C'est une histoire violente, pourtant August Epp, le narrateur ne manque pas d'humour dans son récit, ou plutôt de dérision envers lui-même. Il nous parle d'abord de lui, et ce qu'il dit est très étrange. Il vient de ce monde en dehors du monde : les mennonites. Il avait été banni, il est revenu. Il est là pour retranscrire les témoignages de ces femmes qui ne savent ni lire ni écrire. Celles-ci ont trois options quant à ce qui leur est arrivé :
1. Ne rien faire
2. Rester et se battre
3. Partir
La première option consiste à pardonner à leurs agresseurs, ce qui leur assurera leur place au paradis. Si elles refusent, elles devront partir. Décidément, les religions n'aiment vraiment pas les femmes…

On assiste à un débat philosophique entre ces femmes, sur le pardon et Dieu, le salut de l'âme et le désir de vengeance, l'amour et la compassion, la peur de l'excommunication. Elles se questionnent sur ce qu'est la liberté, ce qu'elles sont réellement, la position qu'elles occupent dans leur micro société coupée du monde moderne, le respect qu'on leur refuse, la domination des hommes.

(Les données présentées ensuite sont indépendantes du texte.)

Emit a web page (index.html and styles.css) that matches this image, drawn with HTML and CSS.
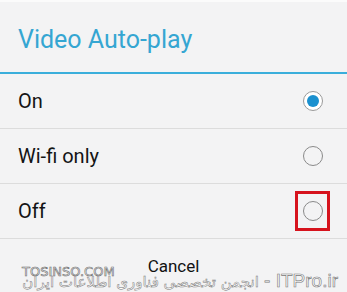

C'est choquant de penser que dans une toute petite communauté où la religion et la crainte de Dieu sont prédominantes, où tout le monde se connait, une chose pareille ait pu se produire. Pourtant l'autrice, elle-même issue d'une communauté mennonite, s'est inspirée d'une histoire vraie, d'un événement arrivé dans une colonie mennonite de Bolivie.
Le débat des sans-voix, celles qu'on laisse dans l'ignorance du monde dans lequel elles vivent une vie sans joie, qui ne parlent pas sa langue puisqu'elles pratiquent un allemand médiéval, éternellement sous le joug des hommes, ces femmes veulent que leur vie change. Elles veulent changer la société. Elles y veulent une vraie place. Elles décident d'établir un manifeste où elles seront libres de leurs choix, de leur vie. Pourtant il semble toujours y avoir un mur quasi-infranchissable, c'est la crainte de Dieu.

J'ai trouvé ce roman très intéressant. Il nous parle d'un sujet intemporel : il faut éduquer les garçons à respecter les femmes et non pas éduquer les filles à faire attention. Il nous montre que, hélas, les combats des femmes sont à peu près les mêmes partout, dans toutes les sociétés, à différents degrés, mais qu'ils sont bien réels et essentiels pour se faire une place au soleil. Car ce qu'on ne prendra pas, personne ne nous le donnera.
J'ai néanmoins trouvé ces débats un peu longs, car bien que la condition féminine soit primordiale à mes yeux, et que les religions m'intéressent car elles ont forgé les sociétés, sur ce point j'ai trouvé le temps long, car la foi je ne l'ai pas et je n'arrive pas à comprendre cette vénération emplie de crainte qui sert de chemin de vie. C'était cependant passionnant, les débats de ces femmes, avec l'avis masculin (silencieux) d'August, considéré comme un demi-homme par ses semblables, sans doute, entre autre, parce qu'il ne se sert pas de ses poings sur les femmes pour leur imposer le respect.